# Lien Acres - Acreage/Lawn Journal (Lincoln, NE)



## LienandGreenLawn (Mar 5, 2019)

Hey y'all,

My name is Mason Lien and am a 30 year Nebraska native. I live just outside of Lincoln, NE - home of the Nebraska Cornhuskers! I went to the University of Nebraska-Lincoln and received my B.S. in Agronomy, currently wrapping up my Master's of Agronomy and will start a PhD in this fall at UNL. I will be studying using drones for capturing field data for corn, soybean, and wheat and using this data in ways to make faster and more precise decisions in agriculture research.

I've always enjoyed being outdoors and out in the yard. I didn't take lawn care seriously until I built my first home two years ago.

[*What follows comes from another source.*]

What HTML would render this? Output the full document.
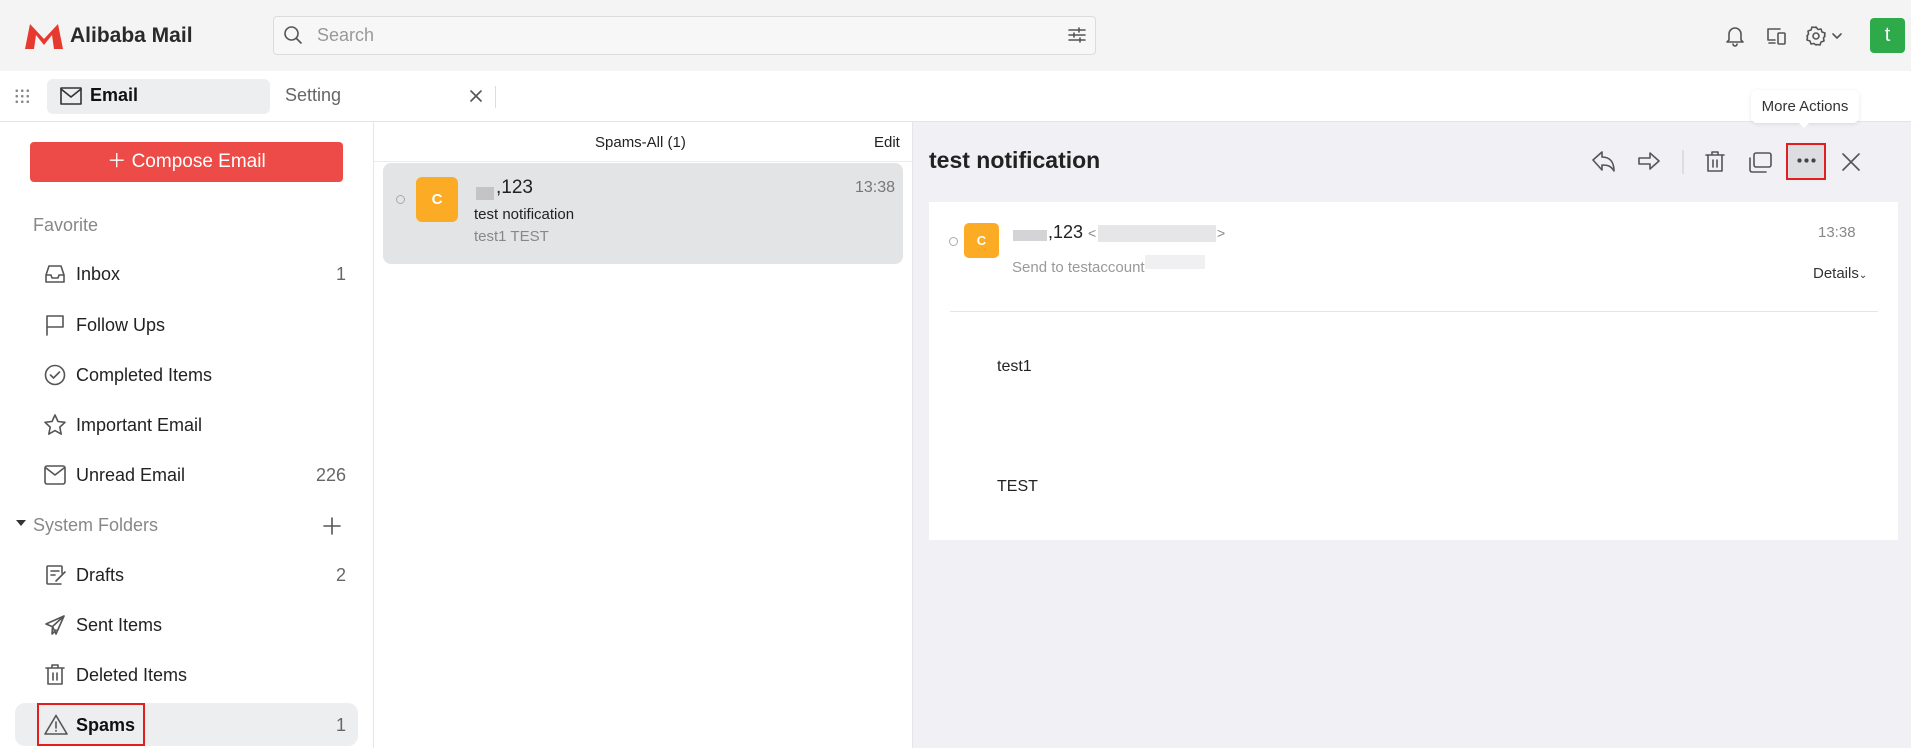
<!DOCTYPE html>
<html><head><meta charset="utf-8"><style>
*{box-sizing:border-box;margin:0;padding:0}
body{width:1911px;height:748px;overflow:hidden;font-family:"Liberation Sans",Arial,sans-serif;background:#fff;position:relative;color:#222}
.a{position:absolute}
svg{position:absolute;fill:none;stroke:#555;stroke-width:1.6;stroke-linecap:round;stroke-linejoin:round}
.side{font-size:18px;color:#222}
.cnt{position:absolute;right:28px;color:#666;font-size:18px}
</style></head><body>
<!-- top bar -->
<div class="a" style="left:0;top:0;width:1911px;height:71px;background:#f4f4f4"></div>
<svg style="left:24px;top:22px" width="40" height="28" viewBox="0 0 40 28"><path d="M1 27 L6 2 L20 17 L34 2 L39 27 L30 27 L28 13 L20 23 L12 13 L10 27Z" fill="#e8392f" stroke="none"/></svg>
<div class="a" style="left:70px;top:24px;font-size:21px;font-weight:bold;color:#2a2a2a">Alibaba Mail</div>
<div class="a" style="left:273px;top:16px;width:823px;height:39px;border:1px solid #dcdcdc;border-radius:4px;background:#f7f7f7"></div>
<svg style="left:283px;top:25px" width="20" height="20" viewBox="0 0 20 20" style="stroke:#888"><circle cx="8.5" cy="8.5" r="6.5"/><path d="M13.5 13.5 L18 18"/></svg>
<div class="a" style="left:317px;top:25px;font-size:18px;color:#999">Search</div>
<svg style="left:1068px;top:26px" width="18" height="18" viewBox="0 0 18 18"><path d="M1 4H17M1 9H17M1 14H17"/><path d="M11 2V6M6 7V11M12 12V16"/></svg>
<svg style="left:1725px;top:25px" width="20" height="22" viewBox="0 0 20 22"><path d="M4 15V9a6 6 0 0 1 12 0v6l2 2H2z"/><path d="M8 19a2 2 0 0 0 4 0"/></svg>
<svg style="left:1766px;top:26px" width="22" height="20" viewBox="0 0 22 20"><path d="M14 3H2v11h7M3 17h6"/><rect x="12" y="7" width="7" height="11" rx="1"/></svg>
<svg style="left:1805px;top:25px" width="22" height="22" viewBox="0 0 22 22"><circle cx="11" cy="11" r="3"/><path d="M11 2l2 2.5 3-.5 1 3 3 1-.5 3L20 11l-1.5 2 .5 3-3 1-1 3-3-.5L11 20l-2-1.5-3 .5-1-3-3-1 .5-3L2 11l1.5-2-.5-3 3-1 1-3 3 .5z"/></svg>
<svg style="left:1832px;top:32px" width="10" height="8" viewBox="0 0 10 8"><path d="M1 2l4 4 4-4"/></svg>
<div class="a" style="left:1870px;top:18px;width:35px;height:35px;background:#2eaa4a;border-radius:4px;color:#fff;font-size:20px;text-align:center;line-height:35px">t</div>
<!-- tab row -->
<div class="a" style="left:0;top:121px;width:1911px;height:1px;background:#e4e4e4"></div>
<div class="a" style="left:14px;top:88px;width:16px;height:16px;background-image:radial-gradient(circle,#888 1.2px,transparent 1.5px);background-size:5.5px 5.5px"></div>
<div class="a" style="left:47px;top:79px;width:223px;height:35px;background:#eceef0;border-radius:6px"></div>
<svg style="left:60px;top:87px" width="22" height="18" viewBox="0 0 22 18"><rect x="1" y="1" width="20" height="16" stroke="#333"/><path d="M1 2l10 8 10-8" stroke="#333"/></svg>
<div class="a" style="left:90px;top:85px;font-size:18px;font-weight:bold;color:#111">Email</div>
<div class="a" style="left:285px;top:85px;font-size:18px;color:#666">Setting</div>
<svg style="left:470px;top:90px" width="12" height="12" viewBox="0 0 12 12"><path d="M1 1l10 10M11 1L1 11"/></svg>
<div class="a" style="left:495px;top:86px;width:1px;height:22px;background:#ddd"></div>
<!-- sidebar -->
<div class="a" style="left:373px;top:122px;width:1px;height:626px;background:#e6e6e6"></div>
<div class="a" style="left:30px;top:142px;width:313px;height:40px;background:#ec4b47;border-radius:4px;color:#fff;font-size:19px;text-align:center;line-height:40px">＋ Compose Email</div>
<div class="a side" style="left:33px;top:215px;color:#888">Favorite</div>
<div class="a side" style="left:0;top:264px;width:374px;height:20px"><span class="a" style="left:76px">Inbox</span><span class="cnt">1</span></div>
<svg style="left:44px;top:264px" width="22" height="20" viewBox="0 0 22 20"><path d="M2 11L5 2h12l3 9v7H2zM2 11h5l1 3h6l1-3h5"/></svg>
<div class="a side" style="left:76px;top:315px">Follow Ups</div>
<svg style="left:45px;top:314px" width="20" height="22" viewBox="0 0 20 22"><path d="M2 21V2h16v11H2"/></svg>
<div class="a side" style="left:76px;top:365px">Completed Items</div>
<svg style="left:44px;top:364px" width="22" height="22" viewBox="0 0 22 22"><circle cx="11" cy="11" r="9.5"/><path d="M6.5 11l3 3 6-6"/></svg>
<div class="a side" style="left:76px;top:415px">Important Email</div>
<svg style="left:43px;top:413px" width="24" height="23" viewBox="0 0 24 23"><path d="M12 2l3 6.5 7 .8-5.2 4.8 1.4 7L12 17.6l-6.2 3.5 1.4-7L2 9.3l7-.8z"/></svg>
<div class="a side" style="left:0;top:465px;width:374px"><span class="a" style="left:76px">Unread Email</span><span class="cnt">226</span></div>
<svg style="left:44px;top:465px" width="22" height="20" viewBox="0 0 22 20"><rect x="1" y="1" width="20" height="18" rx="2"/><path d="M2 3l9 7 9-7"/></svg>
<div class="a" style="left:16px;top:520px;width:0;height:0;border-left:5px solid transparent;border-right:5px solid transparent;border-top:6px solid #333"></div>
<div class="a side" style="left:33px;top:515px;color:#888">System Folders</div>
<svg style="left:323px;top:517px" width="18" height="18" viewBox="0 0 18 18" style="stroke:#777"><path d="M9 1v16M1 9h16"/></svg>
<div class="a side" style="left:0;top:565px;width:374px"><span class="a" style="left:76px">Drafts</span><span class="cnt">2</span></div>
<svg style="left:45px;top:564px" width="22" height="22" viewBox="0 0 22 22"><path d="M17 9V3a1 1 0 0 0-1-1H3a1 1 0 0 0-1 1v16a1 1 0 0 0 1 1h13M6 7h8M6 11h4M11 17l9-9"/></svg>
<div class="a side" style="left:76px;top:615px">Sent Items</div>
<svg style="left:44px;top:614px" width="22" height="22" viewBox="0 0 22 22"><path d="M20 2L2 10l6 2.5M20 2l-8 18-3.5-7.5M20 2L8.5 12.5L8 20l4-4"/></svg>
<div class="a side" style="left:76px;top:665px">Deleted Items</div>
<svg style="left:45px;top:663px" width="20" height="23" viewBox="0 0 20 23"><path d="M1 5h18M7 5V2h6v3M3 5v16h14V5M8 10v7M12 10v7"/></svg>
<div class="a" style="left:15px;top:703px;width:343px;height:43px;background:#eceef0;border-radius:10px"></div>
<div class="a side" style="left:0;top:715px;width:374px"><span class="a" style="left:76px;font-weight:bold;color:#111">Spams</span><span class="cnt">1</span></div>
<svg style="left:44px;top:714px" width="24" height="21" viewBox="0 0 24 21"><path d="M12 1.5L23 20H1z"/><path d="M12 8v6M12 16.5v.5"/></svg>
<div class="a" style="left:37px;top:703px;width:108px;height:43px;border:2px solid #e02020"></div>
<!-- list -->
<div class="a" style="left:912px;top:122px;width:1px;height:626px;background:#e6e6e6"></div>
<div class="a" style="left:374px;top:161px;width:538px;height:1px;background:#ececec"></div>
<div class="a" style="left:595px;top:134px;font-size:15px;color:#222">Spams-All (1)</div>
<div class="a" style="left:874px;top:134px;font-size:15px;color:#222">Edit</div>
<div class="a" style="left:383px;top:163px;width:520px;height:101px;background:#e3e4e6;border-radius:8px"></div>
<div class="a" style="left:396px;top:195px;width:9px;height:9px;border:1px solid #aaa;border-radius:50%"></div>
<div class="a" style="left:416px;top:177px;width:42px;height:45px;background:#fcab25;border-radius:6px;color:#fff;font-size:15px;font-weight:bold;text-align:center;line-height:45px">C</div>
<div class="a" style="left:476px;top:187px;width:18px;height:13px;background:#c4c4c6"></div>
<div class="a" style="left:496px;top:177px;font-size:19px;color:#222">,123</div>
<div class="a" style="left:855px;top:179px;font-size:16px;color:#777">13:38</div>
<div class="a" style="left:474px;top:206px;font-size:15px;color:#222">test notification</div>
<div class="a" style="left:474px;top:228px;font-size:15px;color:#888">test1 TEST</div>
<!-- right -->
<div class="a" style="left:913px;top:122px;width:998px;height:626px;background:#f0f0f5"></div>
<div class="a" style="left:929px;top:147px;font-size:23px;font-weight:bold;color:#222">test notification</div>
<svg style="left:1592px;top:150px" width="24" height="22" viewBox="0 0 24 22"><path d="M1 10L10 2v5c8 0 12 5 12 14-3-5-6-6-12-6v5z"/></svg>
<svg style="left:1637px;top:151px" width="24" height="20" viewBox="0 0 24 20"><path d="M2 7h11V2l9 8-9 8v-5H2z"/></svg>
<div class="a" style="left:1682px;top:150px;width:2px;height:24px;background:#ddd"></div>
<svg style="left:1705px;top:150px" width="20" height="23" viewBox="0 0 20 23"><path d="M1 5h18M7 5V2h6v3M3 5v16h14V5M8 10v7M12 10v7"/></svg>
<svg style="left:1748px;top:152px" width="24" height="22" viewBox="0 0 24 22"><rect x="6" y="1" width="17" height="14" rx="2"/><path d="M2 6v12a2 2 0 0 0 2 2h14"/></svg>
<div class="a" style="left:1786px;top:143px;width:40px;height:37px;background:#dcdde0;border:2px solid #e02020"></div>
<div class="a" style="left:1796px;top:158px;width:20px;height:5px;background-image:radial-gradient(circle,#444 2px,transparent 2.3px);background-size:7px 5px"></div>
<svg style="left:1842px;top:153px" width="18" height="18" viewBox="0 0 18 18"><path d="M1 1l16 16M17 1L1 17"/></svg>
<div class="a" style="left:1751px;top:90px;width:108px;height:33px;background:#fff;border-radius:6px;box-shadow:0 1px 4px rgba(0,0,0,.1);font-size:15px;color:#333;text-align:center;line-height:33px">More Actions</div>
<div class="a" style="left:1798px;top:122px;width:0;height:0;border-left:6px solid transparent;border-right:6px solid transparent;border-top:6px solid #fff"></div>
<div class="a" style="left:929px;top:202px;width:969px;height:338px;background:#fff"></div>
<div class="a" style="left:949px;top:237px;width:9px;height:9px;border:1px solid #aaa;border-radius:50%"></div>
<div class="a" style="left:964px;top:223px;width:35px;height:35px;background:#fcab25;border-radius:5px;color:#fff;font-size:13px;font-weight:bold;text-align:center;line-height:35px">C</div>
<div class="a" style="left:1013px;top:230px;width:34px;height:11px;background:#d4d4d6"></div>
<div class="a" style="left:1048px;top:222px;font-size:18px;color:#222">,123 <span style="color:#888;font-size:14px">&lt;</span></div>
<div class="a" style="left:1098px;top:225px;width:118px;height:17px;background:#e6e6e8"></div>
<div class="a" style="left:1217px;top:225px;font-size:14px;color:#888">&gt;</div>
<div class="a" style="left:1012px;top:259px;font-size:15px;color:#999">Send to testaccount</div>
<div class="a" style="left:1145px;top:255px;width:60px;height:14px;background:#f0f0f2"></div>
<div class="a" style="left:1818px;top:224px;font-size:15px;color:#888">13:38</div>
<div class="a" style="left:1813px;top:265px;font-size:15px;color:#333">Details<span style="font-size:10px">⌄</span></div>
<div class="a" style="left:950px;top:311px;width:928px;height:1px;background:#e6e6e6"></div>
<div class="a" style="left:997px;top:358px;font-size:16px;color:#222">test1</div>
<div class="a" style="left:997px;top:478px;font-size:16px;color:#222">TEST</div>
</body></html>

What use to be a corn field is now my home, and lawn renovating from seed has been a challenge. When houses are newly built the top soils is normally stripped and are left with clay and low fertile soils. Starting from scratch, has been a crazy, frustrating, yet very rewarding experience when it comes to landscape and lawn care. Below is some basic information of my setup.

Grass type - 90% mixed TTF, 10% ***
Lawn size - 30,000 sqft (adding more this year)
Mower - Toro TimeCutter SS4425
Utility Tractor - Kubota BX2200
Attachments - Front end loader, Fimco 40 gallon sprayer, 60" belly mower, blade, 4ft king kutter rotary tiller, chain harrow
Irrigation - underground sprinkler

I will be doing a lot of documenting this year and I'm itching to get out into the yard. I will be testing N-ext products along with some experimental use of differing products. I look forward to having many lawn discussions and seeing people enjoy the mow!

-ML


----------



## g-man (Jun 15, 2017)

Welcome to TLF. Did you know that you have access to an excellent turf program at UNL (https://turf.unl.edu/)? Dr Bill Kreuser shares a lot of their local research and turf info.


----------



## LienandGreenLawn (Mar 5, 2019)

I did know UNL has a great turf program and have seen their research plots in person! I will definitely check out the program.

Here is my yard currently buried in 10 inches of snow. Anyone else dealing with lots of snow?


----------



## srmorris2 (Aug 31, 2018)

Good to see some other Huskers on here! I'm just down the road in Omaha


----------